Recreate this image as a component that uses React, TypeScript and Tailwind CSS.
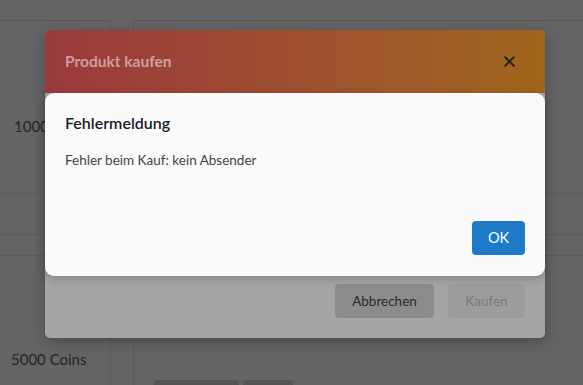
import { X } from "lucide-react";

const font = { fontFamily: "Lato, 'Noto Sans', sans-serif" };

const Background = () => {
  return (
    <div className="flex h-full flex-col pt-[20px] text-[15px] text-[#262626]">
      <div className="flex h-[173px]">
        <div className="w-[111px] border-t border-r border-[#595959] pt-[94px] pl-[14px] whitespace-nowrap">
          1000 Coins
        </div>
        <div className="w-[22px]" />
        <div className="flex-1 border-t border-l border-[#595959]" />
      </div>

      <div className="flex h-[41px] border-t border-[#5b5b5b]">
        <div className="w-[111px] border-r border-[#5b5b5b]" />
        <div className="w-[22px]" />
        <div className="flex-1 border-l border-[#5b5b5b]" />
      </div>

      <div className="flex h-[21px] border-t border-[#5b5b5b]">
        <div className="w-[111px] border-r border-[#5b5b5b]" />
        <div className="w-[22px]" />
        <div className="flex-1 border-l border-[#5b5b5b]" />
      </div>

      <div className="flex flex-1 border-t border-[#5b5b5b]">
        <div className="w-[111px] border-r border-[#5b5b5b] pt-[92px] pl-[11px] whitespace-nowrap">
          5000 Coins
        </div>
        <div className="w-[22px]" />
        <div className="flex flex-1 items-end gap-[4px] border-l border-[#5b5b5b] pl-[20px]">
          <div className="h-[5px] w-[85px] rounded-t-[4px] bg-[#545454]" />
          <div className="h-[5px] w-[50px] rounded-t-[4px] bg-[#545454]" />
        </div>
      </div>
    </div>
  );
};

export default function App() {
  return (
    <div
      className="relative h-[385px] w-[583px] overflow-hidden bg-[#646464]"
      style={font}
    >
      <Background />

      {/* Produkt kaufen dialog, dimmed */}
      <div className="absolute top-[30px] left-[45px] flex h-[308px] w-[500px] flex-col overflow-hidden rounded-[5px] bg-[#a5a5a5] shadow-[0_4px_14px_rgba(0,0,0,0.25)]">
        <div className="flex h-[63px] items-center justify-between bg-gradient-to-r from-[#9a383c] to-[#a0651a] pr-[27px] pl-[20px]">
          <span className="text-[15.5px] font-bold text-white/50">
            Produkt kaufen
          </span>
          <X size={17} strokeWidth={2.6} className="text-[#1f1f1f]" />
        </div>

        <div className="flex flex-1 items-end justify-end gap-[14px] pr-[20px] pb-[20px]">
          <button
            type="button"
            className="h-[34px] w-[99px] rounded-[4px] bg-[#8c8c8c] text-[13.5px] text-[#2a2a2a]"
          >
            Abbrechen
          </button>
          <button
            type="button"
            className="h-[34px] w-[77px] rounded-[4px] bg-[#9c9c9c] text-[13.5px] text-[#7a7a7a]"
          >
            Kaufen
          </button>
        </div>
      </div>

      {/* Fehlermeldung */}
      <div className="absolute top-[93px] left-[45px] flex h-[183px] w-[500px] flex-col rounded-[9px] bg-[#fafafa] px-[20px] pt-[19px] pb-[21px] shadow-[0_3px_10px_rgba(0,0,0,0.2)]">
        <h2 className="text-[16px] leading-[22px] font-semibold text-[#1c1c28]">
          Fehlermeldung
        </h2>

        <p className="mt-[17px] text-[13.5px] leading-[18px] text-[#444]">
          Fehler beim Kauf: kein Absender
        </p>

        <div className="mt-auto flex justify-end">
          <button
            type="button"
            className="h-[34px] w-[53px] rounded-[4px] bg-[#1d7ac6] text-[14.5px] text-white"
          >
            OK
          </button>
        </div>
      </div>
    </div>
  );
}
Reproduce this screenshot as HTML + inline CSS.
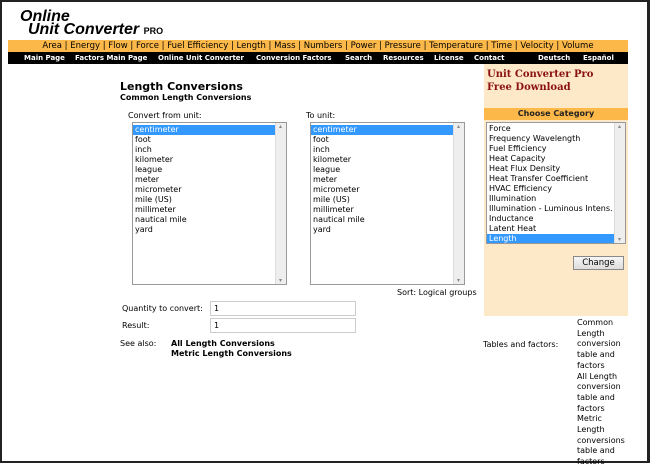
──────────
**REQUEST:**
Copy every line of the records above that contains "this".

**THE ANSWER:**
Recreate this image as a component that uses React, TypeScript and Tailwind CSS.
Reproduce this screenshot as HTML + inline CSS.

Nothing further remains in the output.